Venture deep enough into the right parts of the Allegheny National Forest over the next few weeks, and you can see a display unlike any other.

Colonies of beetles, called synchronous fireflies, don't just flash their biochemical lights. They do it in unison, creating a coordinated display.

Synchronous fireflies, first discovered in the forest just a few years ago, will highlight the sixth annual PA Firefly Festival Saturday at Black Caddis Ranch in Kellettville, Forest County.

"People come from all over the world," said festival secretary Peggy Butler. "We've had people from every continent except Antarctica."

The synchronous firefly is uncommon, found in only a few places in the U.S., including the Allegheny National Forest and the Smoky Mountain region of Tennessee.

Below, video of synchronous firefly displays in the Smoky Mountain National Park in Tennessee.

The festival itself will include music, food, children's activities and more, but the most popular part is the firefly tours, which sold out weeks in advance of the festival.

As the tours became more popular, organizers scaled back the festival events in favor of more nights doing firefly tours.

"We've taken it for granted growing up here that everyone has (fireflies), but west of the Rockies, they have daytime fireflies, but there any of what we'd call 'lightning bugs,'" Butler said.

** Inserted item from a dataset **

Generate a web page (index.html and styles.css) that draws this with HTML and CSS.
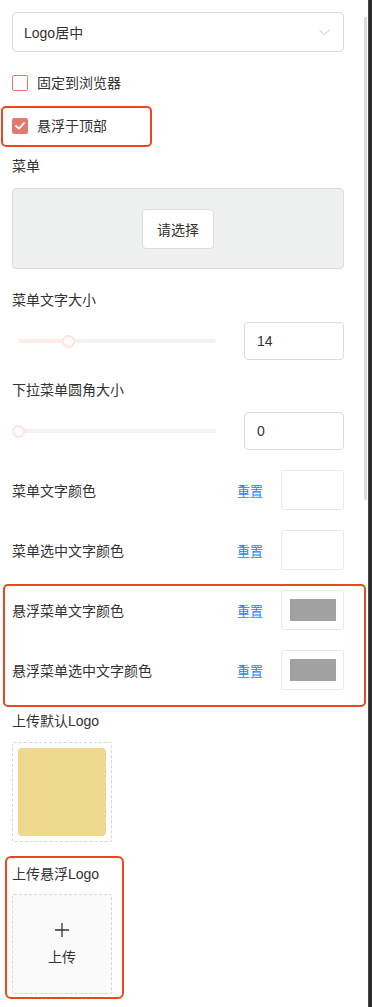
FILE: index.html
```html
<!DOCTYPE html>
<html lang="zh-CN">
<head>
<meta charset="utf-8">
<link rel="stylesheet" href="styles.css">
</head>
<body>
<div class="page">
  <div class="panel">
    <div class="scroll-thumb"></div>

    <div class="select">
      <span>Logo居中</span>
      <svg class="chev" width="11" height="7" viewBox="0 0 11 7"><path d="M0.5 0.8 L5.5 5.8 L10.5 0.8" fill="none" stroke="#c4c4c4" stroke-width="1"/></svg>
    </div>

    <label class="cb-row">
      <span class="cb"></span>
      <span>固定到浏览器</span>
    </label>

    <div class="mark mark-cb">
      <label class="cb-row inner">
        <span class="cb checked">
          <svg width="10" height="8" viewBox="0 0 10 8"><path d="M1 4 L4 6.6 L9 1.2" fill="none" stroke="#fff" stroke-width="1.8" stroke-linecap="round" stroke-linejoin="round"/></svg>
        </span>
        <span>悬浮于顶部</span>
      </label>
    </div>

    <div class="label l-menu">菜单</div>
    <div class="menu-box">
      <button class="btn">请选择</button>
    </div>

    <div class="label l-gap">菜单文字大小</div>
    <div class="slider-row">
      <div class="slider">
        <div class="track"></div>
        <div class="fill" style="width:50px"></div>
        <div class="handle" style="left:50px"></div>
      </div>
      <div class="num">14</div>
    </div>

    <div class="label l-gap2">下拉菜单圆角大小</div>
    <div class="slider-row">
      <div class="slider">
        <div class="track"></div>
        <div class="handle" style="left:0px"></div>
      </div>
      <div class="num">0</div>
    </div>

    <div class="color-row first">
      <span class="c-label">菜单文字颜色</span>
      <span class="reset">重置</span>
      <span class="swatch"></span>
    </div>
    <div class="color-row">
      <span class="c-label">菜单选中文字颜色</span>
      <span class="reset">重置</span>
      <span class="swatch"></span>
    </div>

    <div class="mark mark-colors">
      <div class="color-row inner-first">
        <span class="c-label">悬浮菜单文字颜色</span>
        <span class="reset">重置</span>
        <span class="swatch"><i class="chip"></i></span>
      </div>
      <div class="color-row">
        <span class="c-label">悬浮菜单选中文字颜色</span>
        <span class="reset">重置</span>
        <span class="swatch"><i class="chip"></i></span>
      </div>
    </div>

    <div class="label l-logo">上传默认Logo</div>
    <div class="upload filled"><div class="logo-img"></div></div>

    <div class="mark mark-upload">
      <div class="label l-float">上传悬浮Logo</div>
      <div class="upload empty">
        <svg width="16" height="16" viewBox="0 0 16 16"><path d="M8 1 V15 M1 8 H15" stroke="#333" stroke-width="1.3" fill="none"/></svg>
        <span class="up-text">上传</span>
      </div>
    </div>
  </div>
  <div class="edge"></div>
</div>
</body>
</html>
```

FILE: styles.css
```css
* { box-sizing: border-box; }
html, body { margin: 0; padding: 0; background: #fff; }
body {
  font-family: "Liberation Sans", "Noto Sans CJK SC", sans-serif;
  font-size: 14px;
  color: #333;
}
.page {
  display: flex;
  width: 372px;
  height: 1007px;
  overflow: hidden;
}
.panel {
  position: relative;
  width: 368px;
  padding: 12px 0 0 12px;
  display: flex;
  flex-direction: column;
  align-items: flex-start;
}
.edge {
  width: 4px;
  background: #2b2b2b;
  border-left: 1px solid #444;
}
.scroll-thumb {
  position: absolute;
  left: 364px;
  top: 17px;
  width: 3px;
  height: 483px;
  background: #dcdcdc;
}
.select {
  width: 332px;
  height: 40px;
  border: 1px solid #dcdcdc;
  border-radius: 4px;
  display: flex;
  align-items: center;
  justify-content: space-between;
  padding: 0 13px 0 11px;
  font-size: 14px;
  color: #333;
}
.chev { display: block; }
.cb-row {
  margin-top: 20px;
  height: 22px;
  display: flex;
  align-items: center;
  gap: 9px;
  line-height: 22px;
}
.cb {
  width: 16px;
  height: 16px;
  border: 1px solid #e57a6c;
  border-radius: 2px;
  background: #fff;
  display: flex;
  align-items: center;
  justify-content: center;
}
.cb.checked {
  background: #e07b6f;
  border-color: #e07b6f;
}
.mark {
  border: 2px solid #e8481f;
  border-radius: 5px;
}
.mark-cb {
  margin-top: 12px;
  margin-left: -11px;
  width: 151px;
  height: 41px;
  padding: 0 0 2px 9px;
  display: flex;
  align-items: center;
}
.cb-row.inner { margin-top: 0; }
.label {
  height: 22px;
  line-height: 22px;
}
.l-menu { margin-top: 8px; }
.menu-box {
  margin-top: 11px;
  width: 332px;
  height: 81px;
  background: #eff0f0;
  border: 1px solid #dadada;
  border-radius: 4px;
  display: flex;
  align-items: center;
  justify-content: center;
}
.btn {
  width: 72px;
  height: 40px;
  background: #fff;
  border: 1px solid #dcdcdc;
  border-radius: 4px;
  font-family: inherit;
  font-size: 14px;
  color: #333;
  padding: 0;
}
.l-gap { margin-top: 20px; }
.l-gap2 { margin-top: 19px; }
.slider-row {
  margin-top: 11px;
  width: 332px;
  height: 38px;
  display: flex;
  align-items: center;
  justify-content: space-between;
}
.slider {
  position: relative;
  margin-left: 6px;
  width: 198px;
  height: 4px;
}
.track {
  position: absolute;
  inset: 0;
  background: #f2f2f2;
  border-radius: 2px;
}
.fill {
  position: absolute;
  left: 0;
  top: 0;
  height: 4px;
  background: #fdece7;
  border-radius: 2px;
}
.handle {
  position: absolute;
  top: 50%;
  width: 13px;
  height: 13px;
  margin: -6.5px 0 0 -6.5px;
  border-radius: 50%;
  background: #fff;
  border: 2px solid #fde3dc;
}
.num {
  width: 100px;
  height: 38px;
  border: 1px solid #dcdcdc;
  border-radius: 4px;
  padding-left: 12px;
  display: flex;
  align-items: center;
  font-size: 14px;
}
.color-row {
  margin-top: 20px;
  width: 332px;
  height: 40px;
  display: flex;
  align-items: center;
}
.color-row.first { margin-top: 20px; }
.color-row.inner-first { margin-top: 0; }
.c-label { flex: 1; }
.reset {
  color: #2f80f3;
  font-size: 13px;
  margin-right: 18px;
}
.swatch {
  width: 63px;
  height: 40px;
  border: 1px solid #e9e9ef;
  border-radius: 2px;
  display: flex;
  align-items: center;
  justify-content: center;
}
.chip {
  display: block;
  width: 46px;
  height: 22px;
  background: #a1a1a1;
}
.mark-colors {
  margin-top: 14px;
  margin-left: -9px;
  width: 363px;
  padding: 4px 20px 15px 7px;
}
.l-logo { margin-top: 3px; }
.upload {
  width: 100px;
  height: 100px;
  border: 1px dashed #d6d6d6;
  border-radius: 2px;
}
.upload.filled {
  margin-top: 10px;
  padding: 5px;
}
.logo-img {
  width: 100%;
  height: 100%;
  background: #eed98f;
  border-radius: 4px;
}
.mark-upload {
  margin-top: 14px;
  margin-left: -7px;
  width: 119px;
  padding: 5px 10px 3px 5px;
  border-radius: 6px;
}
.upload.empty {
  margin-top: 9px;
  background: #fafafa;
  display: flex;
  flex-direction: column;
  align-items: center;
  justify-content: center;
  gap: 9px;
  padding-bottom: 0;
}
.up-text {
  font-size: 14px;
  line-height: 20px;
  color: #333;
}
```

This year's festival runs from noon to 10 p.m., with entertainment from noon to 7:30 p.m. and children's activities from noon to 5 p.m.

This year's festival will also feature a presentation from Canadian company Lumican, focused on the light pollution that has reduced firefly habitat throughout North America and on ways to lessen its impact.

For more, see PAfireflyfestival.org .

Patrick Varine is a Tribune-Review staff writer. Reach him at 724-850-2862, pvarine@tribweb.com or via Twitter @MurrysvilleStar.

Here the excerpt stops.